━━━━━ Raw data ━━━━━

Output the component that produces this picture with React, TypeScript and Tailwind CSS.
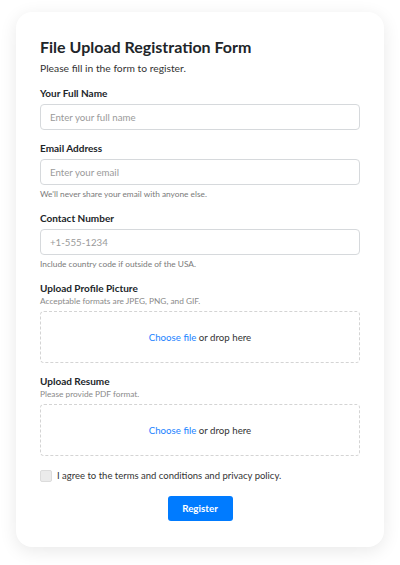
import React, { useState } from 'react';

const Field: React.FC<{ label: string; placeholder: string; type?: string; help?: string }> = ({ label, placeholder, type = 'text', help }) => (
    <div className="flex flex-col">
        <label className="text-[10px] font-bold leading-[14px] text-[#212529]">{label}</label>
        <input
            type={type}
            placeholder={placeholder}
            className="mt-[4px] h-[26px] w-full rounded-[4px] border border-[#d6d9dc] px-[9px] text-[9.7px] text-[#333] placeholder:text-[#9a9a9a] outline-none"
        />
        {help && <p className="mt-[3px] text-[8.3px] leading-[12px] text-[#7a7a7a]">{help}</p>}
    </div>
);

const DropZone: React.FC<{ label: string; help: string }> = ({ label, help }) => (
    <div className="flex flex-col">
        <label className="text-[10px] font-bold leading-[14px] text-[#212529]">{label}</label>
        <p className="text-[8.3px] leading-[12px] text-[#8a8a8a]">{help}</p>
        <div className="mt-[4px] flex h-[52px] items-center justify-center rounded-[4px] border border-dashed border-[#d4d4d4] text-[9.7px] text-[#333]">
            <span className="text-[#1a82ff]">Choose file</span>
            <span>&nbsp;or drop here</span>
        </div>
    </div>
);

export default function App() {
    const [agree, setAgree] = useState(false);

    return (
        <div className="min-h-[565px] w-[400px] bg-white pt-[12px] px-[16px] pb-[19px]" style={{ fontFamily: 'Lato, "Noto Sans", sans-serif' }}>
            <div className="rounded-[16px] bg-white px-[24px] pt-[24px] pb-[26px] shadow-[0_4px_18px_rgba(0,0,0,0.09)]">
                <h1 className="text-[16px] font-bold leading-[22px] text-[#212529]">File Upload Registration Form</h1>
                <p className="mt-[3px] text-[10.3px] leading-[15px] text-[#333]">Please fill in the form to register.</p>

                {/* Fields */}
                <div className="mt-[10px] flex flex-col gap-[11px]">
                    <Field label="Your Full Name" placeholder="Enter your full name" />
                    <Field label="Email Address" placeholder="Enter your email" type="email" help="We'll never share your email with anyone else." />
                    <Field label="Contact Number" placeholder="+1-555-1234" type="tel" help="Include country code if outside of the USA." />
                    <DropZone label="Upload Profile Picture" help="Acceptable formats are JPEG, PNG, and GIF." />
                    <DropZone label="Upload Resume" help="Please provide PDF format." />
                </div>

                {/* Terms */}
                <label className="mt-[13px] flex items-center gap-[5px] text-[9.5px] text-[#333]">
                    <button
                        type="button"
                        onClick={() => setAgree(!agree)}
                        className={`h-[12px] w-[12px] rounded-[2px] border ${agree ? 'border-[#1a82ff] bg-[#1a82ff]' : 'border-[#dcdcdc] bg-[#ebebeb]'}`}
                    />
                    I agree to the terms and conditions and privacy policy.
                </label>

                <div className="mt-[13px] flex justify-center">
                    <button className="h-[25px] w-[65px] rounded-[3px] bg-[#007bff] text-[9.8px] font-bold text-white">Register</button>
                </div>
            </div>
        </div>
    );
}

━━━━━

Extract the full listing exactly, with the pictures left out.

Task solution
Output the component that produces this picture with React, TypeScript and Tailwind CSS.
import React, { useState } from 'react';

const Field: React.FC<{ label: string; placeholder: string; type?: string; help?: string }> = ({ label, placeholder, type = 'text', help }) => (
    <div className="flex flex-col">
        <label className="text-[10px] font-bold leading-[14px] text-[#212529]">{label}</label>
        <input
            type={type}
            placeholder={placeholder}
            className="mt-[4px] h-[26px] w-full rounded-[4px] border border-[#d6d9dc] px-[9px] text-[9.7px] text-[#333] placeholder:text-[#9a9a9a] outline-none"
        />
        {help && <p className="mt-[3px] text-[8.3px] leading-[12px] text-[#7a7a7a]">{help}</p>}
    </div>
);

const DropZone: React.FC<{ label: string; help: string }> = ({ label, help }) => (
    <div className="flex flex-col">
        <label className="text-[10px] font-bold leading-[14px] text-[#212529]">{label}</label>
        <p className="text-[8.3px] leading-[12px] text-[#8a8a8a]">{help}</p>
        <div className="mt-[4px] flex h-[52px] items-center justify-center rounded-[4px] border border-dashed border-[#d4d4d4] text-[9.7px] text-[#333]">
            <span className="text-[#1a82ff]">Choose file</span>
            <span>&nbsp;or drop here</span>
        </div>
    </div>
);

export default function App() {
    const [agree, setAgree] = useState(false);

    return (
        <div className="min-h-[565px] w-[400px] bg-white pt-[12px] px-[16px] pb-[19px]" style={{ fontFamily: 'Lato, "Noto Sans", sans-serif' }}>
            <div className="rounded-[16px] bg-white px-[24px] pt-[24px] pb-[26px] shadow-[0_4px_18px_rgba(0,0,0,0.09)]">
                <h1 className="text-[16px] font-bold leading-[22px] text-[#212529]">File Upload Registration Form</h1>
                <p className="mt-[3px] text-[10.3px] leading-[15px] text-[#333]">Please fill in the form to register.</p>

                {/* Fields */}
                <div className="mt-[10px] flex flex-col gap-[11px]">
                    <Field label="Your Full Name" placeholder="Enter your full name" />
                    <Field label="Email Address" placeholder="Enter your email" type="email" help="We'll never share your email with anyone else." />
                    <Field label="Contact Number" placeholder="+1-555-1234" type="tel" help="Include country code if outside of the USA." />
                    <DropZone label="Upload Profile Picture" help="Acceptable formats are JPEG, PNG, and GIF." />
                    <DropZone label="Upload Resume" help="Please provide PDF format." />
                </div>

                {/* Terms */}
                <label className="mt-[13px] flex items-center gap-[5px] text-[9.5px] text-[#333]">
                    <button
                        type="button"
                        onClick={() => setAgree(!agree)}
                        className={`h-[12px] w-[12px] rounded-[2px] border ${agree ? 'border-[#1a82ff] bg-[#1a82ff]' : 'border-[#dcdcdc] bg-[#ebebeb]'}`}
                    />
                    I agree to the terms and conditions and privacy policy.
                </label>

                <div className="mt-[13px] flex justify-center">
                    <button className="h-[25px] w-[65px] rounded-[3px] bg-[#007bff] text-[9.8px] font-bold text-white">Register</button>
                </div>
            </div>
        </div>
    );
}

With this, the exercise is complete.